Dari sisi ekspor, perlu fasilitasi pembiayaan ekspor serta bantuan penetrasi pasar di negara-negara tujuan ekspor potensial. Sementara itu, secara struktural, harus ada percepatan implementasi konkret Undang-Undang Nomor 11 Tahun 2020 tentang Cipta Kerja dan peningkatan fasilitasi investasi.
Menurut anggota Dewan Pertimbangan Asosiasi Pengusaha Indonesia (Apindo), Franky Sibarani, implementasi UU Cipta Kerja bisa membantu menjaga, bahkan mengakselerasi, pemulihan ekonomi secara konsisten sepanjang tahun.
Namun, itu semua tergantung pada kesiapan birokrasi dari pusat sampai daerah untuk menerapkan sistem perizinan terpadu (online single submission/OSS) yang akan memudahkan proses izin berusaha. Sistem OSS ditargetkan siap beroperasi mulai Juni 2021.
”Kesiapan birokrat dan pemahaman pelaku usaha kita terhadap sistem OSS dan UU Cipta Kerja akan membantu pemulihan. Ini memang menjadi taruhan besar ke depan. Kalau tidak siap, hanya akan berujung regulasi dan sistem,” kata Franky.

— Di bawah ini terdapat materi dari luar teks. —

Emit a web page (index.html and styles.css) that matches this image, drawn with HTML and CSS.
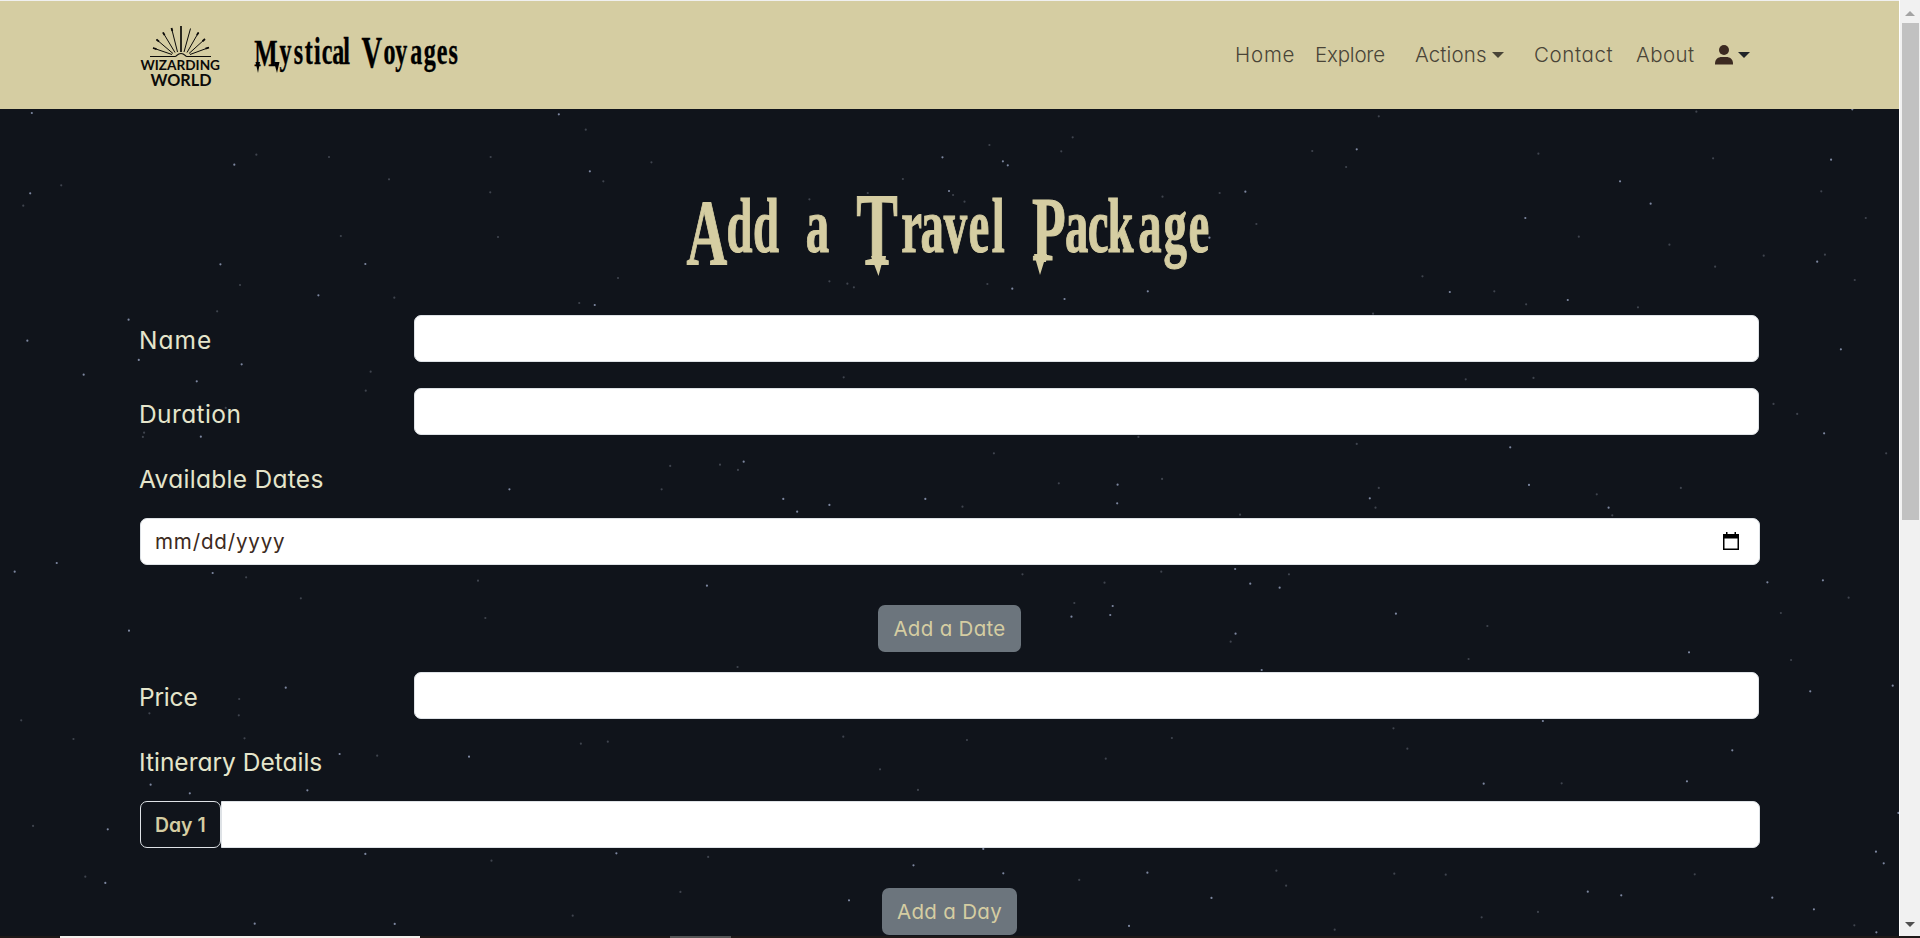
FILE: index.html
```html
<!DOCTYPE html>
<html lang="en">
<head>
<meta charset="utf-8">
<title>Mystical Voyages</title>
<link rel="stylesheet" href="styles.css">
</head>
<body>
<div class="window">
  <div class="page">
    <header class="navbar">
      <div class="brand">
        <svg class="logo" viewBox="140 24 81 63" width="81" height="63">
          <g stroke="#0b0a08" stroke-width="1" fill="none">
            <path d="M181 26V52" stroke-width="1.7"/>
            <path d="M171.5 28L177.5 52M163 32.5L175 52.5M156.5 39.5L173 53.5M153 48L172 54.5M190.5 28.5L184 52M198.5 32.5L187 52.5M205 39L189 53.5M209 47.5L190 54.5"/>
            <path d="M150 56.5H175C177 56.5 177 53.5 181 53.5S185 56.5 187 56.5H211" stroke-width="1.2"/>
            <path d="M171.5 28l.8 3M163 32.5l1.6 2.6M156.5 39.5l2.5 2.1M153 48l3.5 1.2M198.5 32.5l-1.6 2.6M205 39l-2.5 2.2M209 47.5l-3.5 1.2" stroke-width="1.8"/>
          </g>
          <text x="140.5" y="70.3" class="logo-text" font-size="14" textLength="79.5" lengthAdjust="spacingAndGlyphs">WIZARDING</text>
          <text x="150.5" y="85.7" class="logo-text" font-size="17" textLength="61" lengthAdjust="spacingAndGlyphs">WORLD</text>
        </svg>
        <svg class="brand-name" viewBox="250 30 215 50" width="215" height="50">
          <text class="brand-text" transform="scale(.65 1)" y="64" x="391 430 452 469 483 495 511 528 540 556 590 608 631 652 672 690"><tspan font-size="38" dy="2">M</tspan><tspan dy="-2">ystical </tspan><tspan font-size="44" dy="3">V</tspan><tspan dy="-3">oyages</tspan></text>
          <path d="M255.500 62h4.500l-2 11zM274 62h5.500l-2.500 11z"/>
        </svg>
      </div>
      <nav class="links">
        <a class="l-home">Home</a>
        <a class="l-explore">Explore</a>
        <a class="l-actions">Actions<i class="caret"></i></a>
        <a class="l-contact">Contact</a>
        <a class="l-about">About</a>
        <a class="l-user"><svg width="18" height="20" viewBox="0 0 18 20"><circle cx="9" cy="5" r="5" fill="#3c2a21"/><path d="M0 19.500V18.500C0 14 3.500 12 6.500 12H11.500C14.500 12 18 14 18 18.500V19.500Z" fill="#3c2a21"/></svg><i class="caret"></i></a>
      </nav>
    </header>
    <main class="content">
      <svg class="stars" width="1899" height="936" viewBox="0 0 1899 936">
        <g class="star bright">
          <path transform="translate(0 100) scale(.4082 .3333)" d="M78 39h0M1369 43h0M574 194h0M74 280h0M1445 214h0M540 493h0M895 492h0M780 586h0M315 659h0M67 722h0M340 780h0M205 824h0M482 844h0M1457 615h0M592 793h0M492 1010h0M1248 1168h0"/>
          <path transform="translate(640 100) scale(.4082 .3333)" d="M741 172h0M901 196h0M889 184h0M757 273h0M1483 275h0M1395 413h0M1040 597h0M1244 574h0M912 566h0M254 1085h0M351 1197h0M464 1215h0M385 1235h0M1170 1154h0M1169 1210h0M699 1197h0"/>
          <path transform="translate(1280 100) scale(.4082 .3333)" d="M188 148h0M833 244h0M908 311h0M601 354h0M1350 179h0M1316 485h0M416 576h0M705 600h0M1374 748h0M1333 1000h0M564 1042h0M610 1155h0M220 1195h0M805 1223h0M1402 28h0"/>
          <path transform="translate(0 520) scale(.4082 .3333)" d="M139 129h0M521 159h0M316 332h0M700 503h0M832 702h0M1149 710h0M437 711h0M369 794h0M465 820h0M753 811h0M264 928h0M895 1002h0M1510 1000h0M258 1089h0M624 1211h0M967 1212h0M36 155h0"/>
          <path transform="translate(640 520) scale(.4082 .3333)" d="M164 197h0M1158 258h0M1152 285h0M1057 290h0M1459 341h0M1495 191h0M1458 147h0M1523 450h0M670 1036h0M890 1060h0M1243 1058h0M1400 1134h0M512 1141h0M1198 1218h0M841 987h0M1567 203h0"/>
          <path transform="translate(1280 520) scale(.4082 .3333)" d="M284 281h0M1002 397h0M1330 181h0M1194 187h0M1299 514h0M1501 497h0M1108 691h0M997 784h0M499 791h0M644 603h0M1460 995h0M1479 1030h0M754 1115h0M836 1126h0M1206 1133h0M1308 1168h0M1461 1237h0M1515 879h0"/>
        </g>
        <g class="star dim">
          <path transform="translate(0 100) scale(.4082 .3333)" d="M1435 89h0M628 164h0M806 171h0M1202 171h0M953 238h0M150 256h0M57 317h0M1478 244h0M1201 277h0M835 408h0M1220 411h0M588 555h0M532 634h0M966 593h0M1514 534h0M1419 609h0M908 815h0M896 872h0M353 998h0M350 1011h0M553 924h0M697 1123h0"/>
          <path transform="translate(640 100) scale(.4082 .3333)" d="M28 187h0M856 135h0M1060 112h0M1032 154h0M644 237h0M558 279h0M767 285h0M795 305h0M415 298h0M1280 290h0M1420 279h0M1510 372h0M464 544h0M508 551h0M524 562h0M851 552h0M499 832h0M867 1060h0M1221 1011h0M74 1098h0M196 1094h0M1026 1150h0M1279 1137h0M790 1220h0M1470 1244h0M240 1110h0M53 1168h0"/>
          <path transform="translate(1280 100) scale(.4082 .3333)" d="M242 49h0M1020 35h0M79 153h0M162 201h0M633 161h0M1061 175h0M1326 274h0M1435 354h0M732 410h0M954 434h0M1185 467h0M1335 464h0M1066 500h0M1408 540h0M349 529h0M525 574h0M603 613h0M877 622h0M228 641h0M455 838h0M621 834h0M1209 912h0M1267 942h0M1485 1060h0M188 1032h0M242 1164h0M234 1223h0M776 1183h0M982 1164h0M814 1246h0"/>
          <path transform="translate(0 520) scale(.4082 .3333)" d="M603 172h0M737 235h0M1171 182h0M1189 294h0M586 537h0M585 586h0M366 580h0M599 655h0M52 601h0M180 657h0M924 707h0M1423 671h0M1489 665h0M81 918h0M1204 1022h0M209 1070h0M1403 1187h0"/>
          <path transform="translate(640 520) scale(.4082 .3333)" d="M937 163h0M1064 249h0M1138 188h0M1277 155h0M1447 365h0M239 441h0M498 650h0M801 660h0M1303 654h0M1141 716h0M588 748h0M681 810h0M167 1011h0M99 1116h0M1076 1080h0M1559 1052h0"/>
          <path transform="translate(1280 520) scale(.4082 .3333)" d="M22 163h0M1393 233h0M1227 279h0M508 318h0M462 417h0M1252 420h0M278 625h0M312 686h0M690 790h0M280 1061h0M406 1064h0M1016 1063h0M15 1097h0M632 1176h0M494 1192h0M1407 1216h0M134 1229h0"/>
        </g>
      </svg>
      <h1 class="title">
        <svg viewBox="680 190 540 90" width="540" height="90">
          <text class="title-text" transform="scale(.6 1)" y="252" x="1144 1211 1255 1300 1343 1390 1427 1502 1534 1573 1614 1653 1690 1720 1775 1813 1846 1897 1939 1981"><tspan font-size="94" dy="12">A</tspan><tspan dy="-12">dd a </tspan><tspan font-size="104" dy="13">T</tspan><tspan dy="-13">ravel </tspan><tspan font-size="92" dy="8">P</tspan><tspan dy="-8">ackage</tspan></text>
          <path class="bolt" d="M871 256h15l-1 7h-3l-3.500 13zM1034 254h13l-1 8h-2l-4 13z"/>
        </svg>
      </h1>
      <div class="row"><label class="label t-name">Name</label><input class="field" type="text"></div>
      <div class="row"><label class="label t-duration">Duration</label><input class="field" type="text"></div>
      <div class="heading t-dates">Available Dates</div>
      <div class="date-field"><span class="t-placeholder">mm/dd/yyyy</span>
        <svg class="calendar" width="16" height="18" viewBox="0 0 16 18"><path d="M0 2H16V18H0ZM1.500 6.500V16.500H14.500V6.500Z" fill="#000" fill-rule="evenodd"/><path d="M3 0h1.500v2H3zM11.500 0H13v2h-1.500z"/></svg>
      </div>
      <button class="btn btn-date">Add a Date</button>
      <div class="row row-price"><label class="label t-price">Price</label><input class="field" type="text"></div>
      <div class="heading t-itinerary">Itinerary Details</div>
      <div class="day-group"><span class="day">Day 1</span><input class="day-field" type="text"></div>
      <button class="btn btn-day">Add a Day</button>
    </main>
  </div>
  <div class="scrollbar"><i class="up"></i><div class="thumb"></div><i class="down"></i></div>
</div>
<div class="taskbar"><i class="tab-light"></i><i class="tab-grey"></i></div>
</body>
</html>
```
FILE: styles.css
```css
* { box-sizing: border-box; }
body {
  margin: 0;
  height: 938px;
  overflow: hidden;
  background: #10141b;
  font-family: Inter, "Open Sans", sans-serif;
  font-feature-settings: "cv11";
}
.window { display: flex; height: 936px; }
.page { width: 1899px; height: 936px; overflow: hidden; }
.navbar {
  display: flex;
  justify-content: space-between;
  height: 109px;
  padding: 0 149px 0 140px;
  border-top: 1px solid #f0f0f0;
  background: #d5cda2;
}
.brand { display: flex; gap: 29px; }
.logo { margin-top: 23px; overflow: visible; }
.logo-text { font-family: Lato, sans-serif; font-weight: 700; fill: #0b0a08; }
.brand-name { margin-top: 29px; overflow: visible; }
.brand-text { font: bold 37px "Liberation Serif", serif; fill: #000; stroke: #000; stroke-width: .4px; }
.links { display: flex; height: 108px; align-items: center; font-size: 20.500px; font-weight: 300; color: #494437; }
.links a { display: flex; align-items: center; white-space: nowrap; line-height: 24px; text-indent: -1px; }
.l-home { width: 80px; letter-spacing: .8px; }
.l-explore { width: 100px; letter-spacing: -.2px; }
.l-actions { width: 119px; letter-spacing: .1px; }
.l-contact { width: 102px; letter-spacing: .6px; }
.l-about { width: 78px; letter-spacing: .4px; }
.l-user { width: 35px; color: #212529; }
.caret { margin-left: 5px; border: 6px solid transparent; border-top-color: currentColor; border-bottom: 0; }
.content { position: relative; height: 827px; padding: 81px 140px 0 140px; }
.stars { position: absolute; left: 0; top: -109px; z-index: -1; }
.star { fill: none; stroke-linecap: round; }
.star path { vector-effect: non-scaling-stroke; }
.bright { stroke: #7c869f; stroke-width: 2.2px; }
.dim { stroke: #3f444e; stroke-width: 2.2px; }
.title { height: 90px; margin: 0 0 35px 540px; line-height: 0; }
.title svg { overflow: visible; }
.title-text { font: bold 78px "Liberation Serif", serif; fill: #d5cda2; stroke: #d5cda2; stroke-width: 1.2px; }
.bolt { fill: #d5cda2; }
.row { display: flex; height: 47px; margin-bottom: 26px; }
.label { width: 274px; padding-top: 11px; flex-shrink: 0; }
.label, .heading { color: #e5e5cb; font-size: 24.500px; line-height: 29px; white-space: nowrap; text-indent: -1px; }
.t-name { letter-spacing: 1px; }
.t-duration { letter-spacing: .4px; padding-top: 12px; }
.t-dates { letter-spacing: .3px; }
.t-price { letter-spacing: -.2px; }
.t-itinerary { letter-spacing: 0; }
.t-placeholder { letter-spacing: .8px; font-size: 20.600px; margin-top: -1px; }
.calendar { margin-top: -2px; }
.field { width: 1345px; }
.field, .day-field, .date-field { height: 47px; flex-shrink: 0; border: 1px solid #dee2e6; border-radius: 7px; background: #fff; }
.heading { height: 29px; margin: 30px 0 24px; }
.heading.t-itinerary { margin-top: 29px; }
.date-field { display: flex; justify-content: space-between; align-items: center; width: 1620px; padding: 0 20px 0 14px; font-size: 20px; color: #3c2a21; }
.btn { display: block; height: 47px; margin: 40px auto 20px; padding: 0; border: 0; border-radius: 7px; background: #6c757d; color: #d5cda2; font: 400 20.500px Inter, sans-serif; font-feature-settings: "cv11"; letter-spacing: .3px; }
.btn-date { width: 143px; }
.btn-day { width: 135px; }
.day-group { display: flex; width: 1620px; height: 47px; }
.day { width: 81px; height: 47px; padding-left: 14px; border: 1px solid #dee2e6; border-radius: 7px; color: #d5cda2; font-size: 19.400px; font-weight: 600; line-height: 46px; white-space: nowrap; }
.day-field { flex: 1; border-radius: 0 7px 7px 0; }
.scrollbar { display: flex; flex-direction: column; align-items: center; width: 21px; border-left: 1px solid #fff; background: #f1f1f1; }
.up { margin-top: 11px; border: 5px solid transparent; border-bottom-color: #a3a3a3; border-top: 0; }
.thumb { width: 17px; height: 497px; margin-top: 7px; background: #c1c1c1; }
.down { margin: auto 0 9px; border: 5px solid transparent; border-top-color: #505050; border-bottom: 0; }
.taskbar { display: flex; height: 2px; padding-left: 60px; background: #1e1918; }
.tab-light { width: 360px; background: #f3efeb; }
.tab-grey { width: 61px; margin-left: 250px; background: #555; }
```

Kesiapan birokrat dan pemahaman pelaku usaha kita terhadap sistem OSS dan UU Cipta Kerja akan membantu pemulihan. Ini memang menjadi taruhan besar ke depan.
Franky juga berharap pemerintah memberi bantuan likuiditas, khusus untuk sektor usaha yang saat ini belum pulih. ”Misalnya, sektor pariwisata atau industri lain yang ekspornya masih kering. Mereka bisa lebih cepat pulih kalau diberi dukungan pembiayaan yang lebih murah dan restrukturisasi kredit yang meringankan,” katanya.
Shinta dan Franky kembali mengingatkan, strategi pemulihan itu tetap perlu dilakukan di atas pengendalian pandemi dan pengendalian stabilitas moneter yang baik. ”Kalau kontrol pandemi dan stabilitas nilai tukar tidak dijaga, semua program dan upaya yang sudah dilakukan tetap tidak akan memberi efek yang signifikan pada pemulihan ekonomi,” ujar Shinta.